Aim → Here are some records; copy every line that holds the word "screenshot".

Task material →
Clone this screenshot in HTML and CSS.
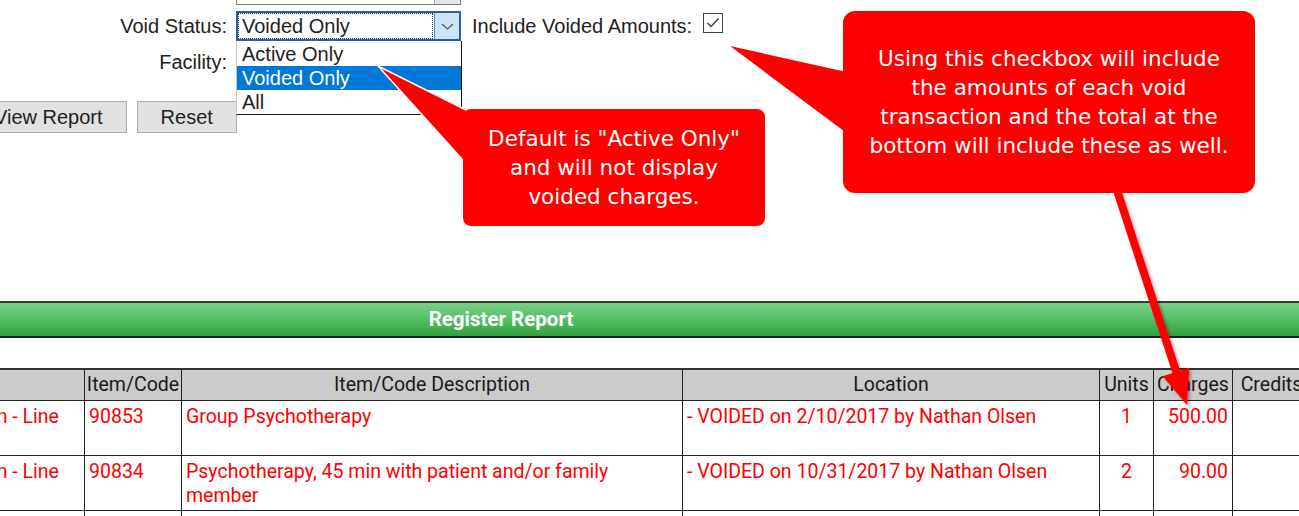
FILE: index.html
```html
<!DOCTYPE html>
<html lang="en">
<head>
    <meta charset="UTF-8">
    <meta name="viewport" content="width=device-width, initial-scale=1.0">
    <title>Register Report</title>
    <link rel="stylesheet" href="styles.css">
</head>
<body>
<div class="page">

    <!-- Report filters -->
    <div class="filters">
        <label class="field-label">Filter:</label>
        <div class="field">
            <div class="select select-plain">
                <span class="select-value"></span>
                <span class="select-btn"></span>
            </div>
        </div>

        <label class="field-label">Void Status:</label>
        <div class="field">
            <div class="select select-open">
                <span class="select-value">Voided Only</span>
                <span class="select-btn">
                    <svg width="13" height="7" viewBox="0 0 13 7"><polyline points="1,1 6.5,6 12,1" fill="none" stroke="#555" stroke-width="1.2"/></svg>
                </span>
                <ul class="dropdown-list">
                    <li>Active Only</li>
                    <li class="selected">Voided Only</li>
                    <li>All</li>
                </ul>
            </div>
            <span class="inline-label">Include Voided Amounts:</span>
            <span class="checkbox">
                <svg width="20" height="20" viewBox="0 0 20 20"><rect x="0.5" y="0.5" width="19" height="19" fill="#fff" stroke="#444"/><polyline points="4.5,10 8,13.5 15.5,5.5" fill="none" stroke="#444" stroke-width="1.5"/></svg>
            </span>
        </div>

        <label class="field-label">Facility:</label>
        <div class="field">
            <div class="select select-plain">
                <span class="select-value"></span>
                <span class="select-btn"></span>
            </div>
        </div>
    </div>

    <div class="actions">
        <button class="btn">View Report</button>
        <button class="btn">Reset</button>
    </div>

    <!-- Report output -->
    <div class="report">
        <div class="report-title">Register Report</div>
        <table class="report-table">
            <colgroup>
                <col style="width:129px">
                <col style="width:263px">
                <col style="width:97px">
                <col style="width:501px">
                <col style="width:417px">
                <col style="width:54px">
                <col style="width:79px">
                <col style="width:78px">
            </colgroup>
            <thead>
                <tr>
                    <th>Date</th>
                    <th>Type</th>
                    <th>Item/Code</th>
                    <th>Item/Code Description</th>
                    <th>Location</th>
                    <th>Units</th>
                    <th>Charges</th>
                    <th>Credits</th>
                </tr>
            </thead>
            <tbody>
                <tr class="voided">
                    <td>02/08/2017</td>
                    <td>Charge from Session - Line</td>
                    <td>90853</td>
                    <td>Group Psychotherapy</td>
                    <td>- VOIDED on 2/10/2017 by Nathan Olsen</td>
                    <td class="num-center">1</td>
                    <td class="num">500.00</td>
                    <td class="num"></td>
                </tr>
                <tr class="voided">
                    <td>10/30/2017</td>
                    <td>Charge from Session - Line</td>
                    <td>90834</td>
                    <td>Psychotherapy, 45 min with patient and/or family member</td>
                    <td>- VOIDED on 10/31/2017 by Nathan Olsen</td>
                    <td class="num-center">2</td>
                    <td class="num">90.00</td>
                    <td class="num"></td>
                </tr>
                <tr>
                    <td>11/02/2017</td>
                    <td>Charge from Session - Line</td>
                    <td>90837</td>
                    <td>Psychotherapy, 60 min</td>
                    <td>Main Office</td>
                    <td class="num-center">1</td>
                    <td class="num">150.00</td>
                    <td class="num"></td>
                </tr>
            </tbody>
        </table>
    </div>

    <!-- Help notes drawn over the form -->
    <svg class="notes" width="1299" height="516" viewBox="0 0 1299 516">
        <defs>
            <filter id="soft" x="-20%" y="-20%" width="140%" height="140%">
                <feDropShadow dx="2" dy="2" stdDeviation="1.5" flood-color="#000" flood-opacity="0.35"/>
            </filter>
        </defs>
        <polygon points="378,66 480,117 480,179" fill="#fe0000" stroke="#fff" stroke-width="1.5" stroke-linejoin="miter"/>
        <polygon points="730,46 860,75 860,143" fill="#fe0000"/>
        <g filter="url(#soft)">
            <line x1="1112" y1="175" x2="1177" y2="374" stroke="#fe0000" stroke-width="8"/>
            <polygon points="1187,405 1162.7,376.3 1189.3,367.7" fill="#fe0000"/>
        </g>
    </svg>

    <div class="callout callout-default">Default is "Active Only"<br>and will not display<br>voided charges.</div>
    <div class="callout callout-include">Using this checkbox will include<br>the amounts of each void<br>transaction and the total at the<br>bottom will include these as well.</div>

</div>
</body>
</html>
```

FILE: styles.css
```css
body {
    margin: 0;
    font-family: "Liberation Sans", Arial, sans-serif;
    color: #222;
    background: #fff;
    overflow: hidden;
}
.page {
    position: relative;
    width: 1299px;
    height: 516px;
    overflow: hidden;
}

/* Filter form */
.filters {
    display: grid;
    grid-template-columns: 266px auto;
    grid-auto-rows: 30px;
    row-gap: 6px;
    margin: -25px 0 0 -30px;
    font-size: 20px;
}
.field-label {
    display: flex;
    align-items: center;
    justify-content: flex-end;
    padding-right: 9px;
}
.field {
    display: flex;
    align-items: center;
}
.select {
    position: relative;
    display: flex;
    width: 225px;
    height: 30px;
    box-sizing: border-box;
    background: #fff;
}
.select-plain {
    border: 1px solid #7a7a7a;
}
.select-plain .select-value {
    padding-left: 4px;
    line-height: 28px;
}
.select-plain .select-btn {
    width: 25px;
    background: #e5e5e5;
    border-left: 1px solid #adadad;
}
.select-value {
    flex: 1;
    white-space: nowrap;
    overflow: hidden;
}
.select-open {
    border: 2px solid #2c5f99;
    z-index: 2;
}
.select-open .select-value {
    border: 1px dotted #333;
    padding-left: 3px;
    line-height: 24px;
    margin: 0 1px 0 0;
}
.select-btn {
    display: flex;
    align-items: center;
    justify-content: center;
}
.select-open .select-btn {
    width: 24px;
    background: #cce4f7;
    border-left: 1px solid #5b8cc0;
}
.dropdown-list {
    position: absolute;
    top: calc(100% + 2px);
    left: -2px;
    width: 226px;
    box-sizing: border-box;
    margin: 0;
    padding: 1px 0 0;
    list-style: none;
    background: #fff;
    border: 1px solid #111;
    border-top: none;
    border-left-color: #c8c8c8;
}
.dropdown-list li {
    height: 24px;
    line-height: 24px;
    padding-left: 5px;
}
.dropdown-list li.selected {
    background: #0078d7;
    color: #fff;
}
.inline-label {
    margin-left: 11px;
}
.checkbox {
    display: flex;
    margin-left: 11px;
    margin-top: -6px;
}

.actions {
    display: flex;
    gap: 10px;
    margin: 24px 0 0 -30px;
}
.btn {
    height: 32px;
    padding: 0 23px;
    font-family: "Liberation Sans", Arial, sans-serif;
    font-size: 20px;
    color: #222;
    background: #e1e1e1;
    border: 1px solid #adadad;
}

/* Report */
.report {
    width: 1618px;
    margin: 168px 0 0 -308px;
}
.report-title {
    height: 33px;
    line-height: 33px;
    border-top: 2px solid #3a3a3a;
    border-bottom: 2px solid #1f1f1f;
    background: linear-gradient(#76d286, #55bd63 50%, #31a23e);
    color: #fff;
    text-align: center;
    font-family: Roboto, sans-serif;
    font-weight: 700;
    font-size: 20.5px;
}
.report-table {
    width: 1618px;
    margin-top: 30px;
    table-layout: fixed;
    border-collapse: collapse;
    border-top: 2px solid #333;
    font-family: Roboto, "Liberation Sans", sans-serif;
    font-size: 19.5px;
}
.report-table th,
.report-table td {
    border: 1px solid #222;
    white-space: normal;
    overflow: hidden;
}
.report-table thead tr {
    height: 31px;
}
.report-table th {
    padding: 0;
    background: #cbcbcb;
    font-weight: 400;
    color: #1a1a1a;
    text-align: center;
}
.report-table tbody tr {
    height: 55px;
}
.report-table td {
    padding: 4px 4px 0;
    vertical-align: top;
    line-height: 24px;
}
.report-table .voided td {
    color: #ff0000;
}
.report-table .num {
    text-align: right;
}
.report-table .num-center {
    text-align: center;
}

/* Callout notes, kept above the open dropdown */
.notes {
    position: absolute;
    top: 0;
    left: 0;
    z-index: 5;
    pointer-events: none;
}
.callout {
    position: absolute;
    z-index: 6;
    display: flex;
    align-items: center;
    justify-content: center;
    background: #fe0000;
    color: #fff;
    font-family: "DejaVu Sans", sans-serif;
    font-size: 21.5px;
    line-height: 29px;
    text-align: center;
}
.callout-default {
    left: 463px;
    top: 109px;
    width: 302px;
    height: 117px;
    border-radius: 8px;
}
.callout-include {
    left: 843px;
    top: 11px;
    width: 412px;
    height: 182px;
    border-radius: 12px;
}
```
---
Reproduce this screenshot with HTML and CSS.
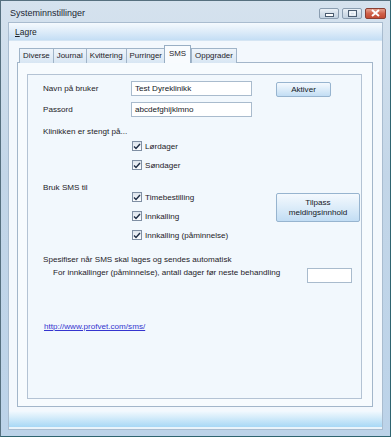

The completed task →
Clone this screenshot in HTML and CSS.
Reproduce this screenshot with HTML and CSS.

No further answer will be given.